F. C. Bawden (1908-1971) was a pioneering plant pathologist and virologist based at the Rothamsted Experimental Station in
England. He and N. W. Pirie were longtime collaborators in plant virology. During 1957 Franklin's team studied a number
of different virus samples provided by Bawden, and elucidated their structures. In this letter, Franklin consulted him about
the problems involved in preparing samples of potato virus for X-ray diffraction photos.
Number of Image Pages:
1 (90,806 Bytes)
1958-03-20 (March 20, 1958)
Bawden, F. C.
Rothamsted Experimental Station
Original Repository: Churchill Archives Centre. The Papers of Rosalind Franklin
Reproduced from the Franklin Collection at the Churchill Archives Centre with the permission of the copyright holder.
Many thanks for your letter, and for taking so much trouble with the manuscript. I agree entirely with the more important
of your amendments and with almost all the minor suggestions as well.
I should very much like to look at some potato X, and could start work on it the day I receive it. I like to work with pellets
of about 10 mg; so if I were successful at the first attempt, which is rather unlikely with a new virus, 10 mg would be all
I should need. It would be nice to have enough for several attempts if you can spare it.

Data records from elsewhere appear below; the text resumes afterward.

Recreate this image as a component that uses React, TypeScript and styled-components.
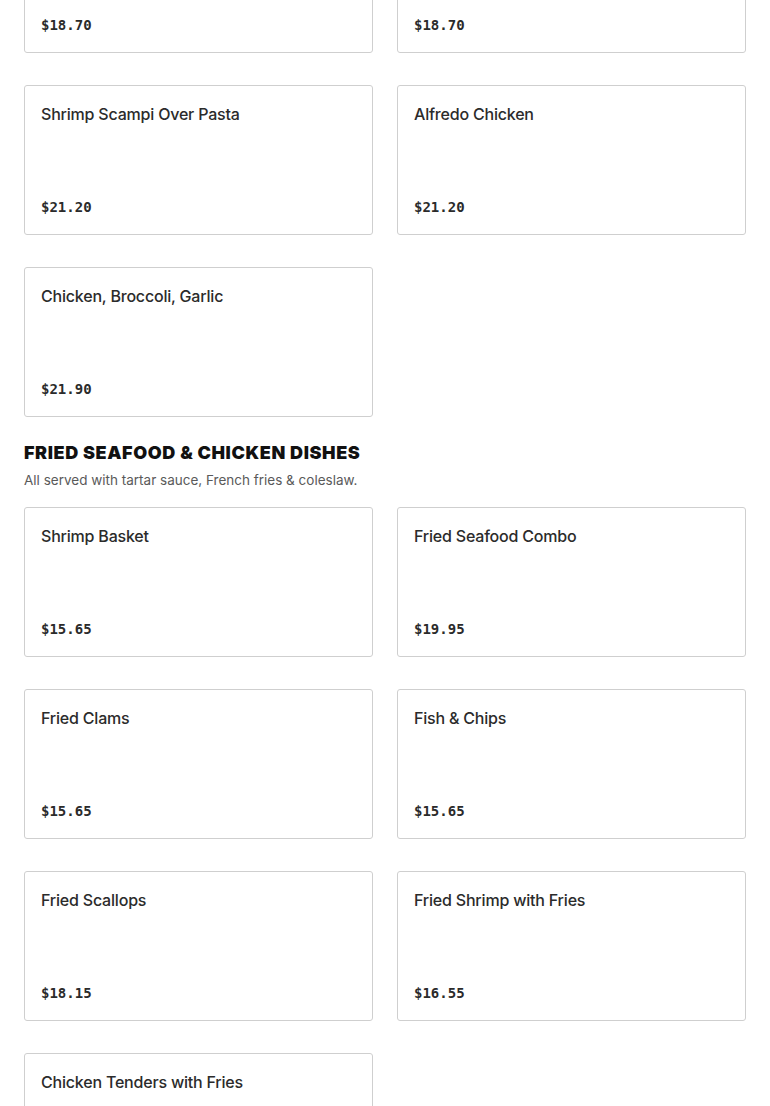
import React from 'react'
import { styled, createGlobalStyle } from 'styled-components'

type Dish = { name: string; price: string }
type Section = { title?: string; note?: string; dishes: Dish[] }

const SECTIONS: Section[] = [
    {
        dishes: [
            { name: 'Chicken Parmesan Over Pasta', price: '$18.70' },
            { name: 'Eggplant Parmesan Over Pasta', price: '$18.70' },
            { name: 'Shrimp Scampi Over Pasta', price: '$21.20' },
            { name: 'Alfredo Chicken', price: '$21.20' },
            { name: 'Chicken, Broccoli, Garlic', price: '$21.90' },
        ],
    },
    {
        title: 'FRIED SEAFOOD & CHICKEN DISHES',
        note: 'All served with tartar sauce, French fries & coleslaw.',
        dishes: [
            { name: 'Shrimp Basket', price: '$15.65' },
            { name: 'Fried Seafood Combo', price: '$19.95' },
            { name: 'Fried Clams', price: '$15.65' },
            { name: 'Fish & Chips', price: '$15.65' },
            { name: 'Fried Scallops', price: '$18.15' },
            { name: 'Fried Shrimp with Fries', price: '$16.55' },
            { name: 'Chicken Tenders with Fries', price: '$16.55' },
        ],
    },
]

export default function App() {
    return (
        <>
            <GlobalStyle />
            <Page>
                {SECTIONS.map((section, i) => (
                    <SectionBlock key={i}>
                        {section.title && (
                            <Header>
                                <Heading>{section.title}</Heading>
                                {section.note && <Note>{section.note}</Note>}
                            </Header>
                        )}
                        <Grid>
                            {section.dishes.map((dish) => (
                                <Card key={dish.name}>
                                    <DishName>{dish.name}</DishName>
                                    <Price>{dish.price}</Price>
                                </Card>
                            ))}
                        </Grid>
                    </SectionBlock>
                ))}
            </Page>
        </>
    )
}

const GlobalStyle = createGlobalStyle`
    html, body {
        margin: 0;
        padding: 0;
        background: #fff;
        overflow: hidden;
    }
    body {
        font-family: Inter, 'Noto Sans', sans-serif;
        color: #2b2b2b;
    }
`

// page is shown scrolled part way down the menu
const Page = styled.main`
    margin-top: -97px;
    padding: 0 24px;
    display: flex;
    flex-direction: column;
    gap: 23px;
`

const SectionBlock = styled.section`
    display: flex;
    flex-direction: column;
`

const Header = styled.header`
    display: flex;
    flex-direction: column;
    gap: 5px;
    margin-bottom: 17px;
`

const Heading = styled.h2`
    margin: 0;
    font-family: Inter, sans-serif;
    font-size: 18px;
    line-height: 25px;
    font-weight: 900;
    letter-spacing: 0.6px;
    color: #111;
`

const Note = styled.p`
    margin: 0;
    font-size: 13.5px;
    line-height: 20px;
    color: #5a5a5a;
`

const Grid = styled.div`
    display: grid;
    grid-template-columns: 1fr 1fr;
    column-gap: 24px;
    row-gap: 32px;
`

const Card = styled.div`
    box-sizing: border-box;
    height: 150px;
    padding: 16px 16px 17px;
    border: 1px solid #cfcfcf;
    border-radius: 3px;
    display: flex;
    flex-direction: column;
    justify-content: space-between;
`

const DishName = styled.h3`
    margin: 0;
    font-size: 16px;
    line-height: 24px;
    font-weight: 500;
    letter-spacing: -0.2px;
    color: #2b2b2b;
`

const Price = styled.span`
    font-family: 'DejaVu Sans Mono', 'Liberation Mono', monospace;
    font-size: 14px;
    line-height: 20px;
    font-weight: 700;
    color: #2b2b2b;
`
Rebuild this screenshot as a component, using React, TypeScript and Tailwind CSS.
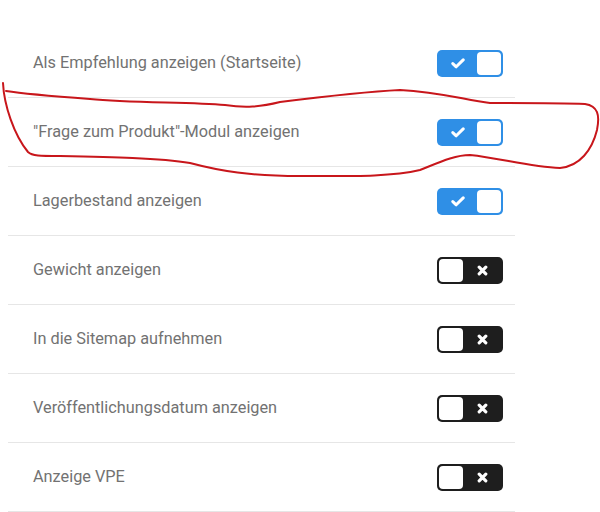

The major problem, from my point of view, is to find from what solvent (pH and salt concentration) a pellet with good mechanical
and optical properties can be obtained. With TMV we use 0.02 M phosphate buffer, pH 7.0. About 2 years ago Jim Watson had
a small amount of potato X, and our experience with this was that the pellet formed a rather rigid gel and could not be re-dispersed
in distilled water. Possibly the trouble was due to the virus not being adequately purified. What we need is a pellet which
(after some dilution, if necessary) can be made to flow while the virus concentration is still high. (We, have a refrigerated
centrifuge). So it would be a great help if you would make same recommendations as to desirable buffers and concentrations.
One further point. The, capillary tubes which we normally use are of a borosilicate glass (transparent to X-rays). They have
a slight alkaline reaction. This is not enough to harm TMV, but causes TMV protein to depolymerise. If it is likely to be
harmful to potato X I could use Pyrex tubes instead.